Il est cependant calamiteux que la classe politico-médiatique française cultive autant le déni sur la situation réelle de nos finances publiques.
Un ancien Premier ministre rappelait cette vérité : notre trajectoire de rétablissement financier accuse un retard de 2 ans sur les autres pays de la zone euro.
Dans ses dernières prévisions, le FMI estime que la dette française atteindra le double (en termes relatifs) de la dette allemande en 2027. Il demande à la France de remettre de l’ordre.
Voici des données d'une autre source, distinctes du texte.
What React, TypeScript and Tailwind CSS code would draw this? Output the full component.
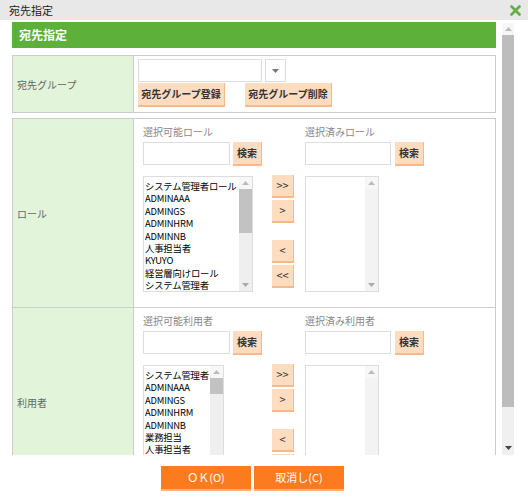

En vain.
Est-ce soutenable avec une monnaie commune ? Ne serons-nous pas stoppés avant ? Une Union fédérale de la zone euro n’est-elle pas devenue indispensable pour résister aux chocs ? Avec une Union de transferts permanente et une mutualisation de la dette.
Comme Nicolas Baverez, nous pensons qu’une crise de la dette publique française se profile dans cette décennie. Comme Patrick Artus, nous croyons que l’euro peut éclater sans une Union de transferts adossé à une Union fédérale venant compléter la monnaie unique.
Nous n’y sommes absolument pas préparés car la France insouciante, figée dans ses structures politiques et mentales, reste un pays relativement immobile, anesthésié par le déni et les polémiques stériles.
Des solutions existent cependant. On les trouvera dans le projet du CEPS et dans nos 23 chroniques précédentes.